Switching to an adjustable (ARM) really
can make sense in some situations. If you've recently decided to start
looking for a new home, or will be relocating within the next few years, it
may make sense to evaluate your current loan. By switching from a 30 year
fixed to a low rate adjustable or short term fixed, such as a 3 Year Fixed,
you can save substantially over the remaining time that you'll be in your
home. In this type of situation it almost never makes sense to pay closing
costs, so shop for a no cost loan with a slightly higher rate. Also, don't
take a loan with a prepayment penalty, unless the prepayment is waived upon
sale of the home. This strategy can be best explained by showing an example.
For simplicity, we're assuming that your loan balance is the same on both
the refinance and original loan.

The
primary advantage of home mortgage loans is that the interest costs are
deductible for tax purposes. If you are currently
paying a higher rate of interest on credit cards, car loans, or other forms
of debt that are not deductible, it may make sense to pull the cash out of
your home (provided that you have the equity) and use it to pay off those
other debts.
Lenders will typically allow you to borrow up to 75% of the appraised value
of your home in a cash out refinance. (Some lenders will go up to 80%,
however the loans offered will be less competitive than at 75%.) Paying off
other bills or credit cards, buying a new car, sending the kids to college,
investing in an Internet start-up, or buying additional real estate are all
good reasons to refinance your home and take cash out.

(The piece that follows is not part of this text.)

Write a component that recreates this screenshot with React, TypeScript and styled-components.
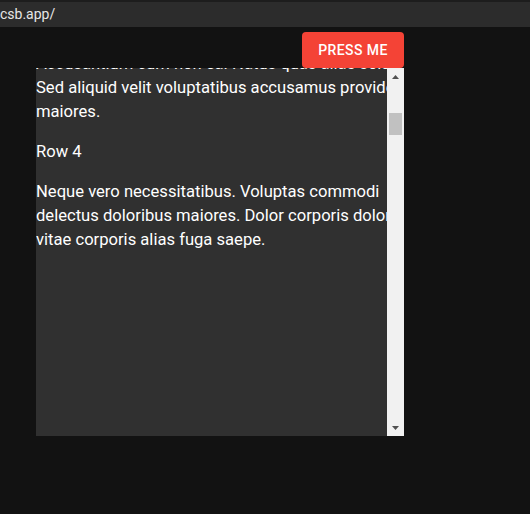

Even if you're able to keep you credit card interest rate at 8-9% with low
introductory offers, when you consider the tax savings of your mortgage
interest, you will be paying less interest if those balances were part of
your mortgage instead. If you are paying 8% on your mortgage and your tax
bracket is 33%, your net interest rate is 5.3% which is still less expensive
than any credit card program over time.

If
you purchased your home with less than 20% down, chances are you have a loan
that is insured by ``Mortgage Insurance'' (MI). Most borrowers are aware
that they are paying MI on a monthly basis, but you can check your mortgage
statement if you're not sure. As your home appreciates or your loan balance
decreases (or a combination of the two), your equity in the home will exceed
20%. At that time a favored method of eliminating the MI tied to the loan is
to refinance. The savings of eliminating the MI alone will often warrant
refinancing.
Be aware that mortgage lenders value your property at what comparable homes
have sold for in the last 6 months, not the price at which they are
currently listed. If you are close to that 20% mark, ask your mortgage
source to provide you with a ``comp search'' estimate (this service should
be available for free) which will give you an idea of how your lender will
view your home's value.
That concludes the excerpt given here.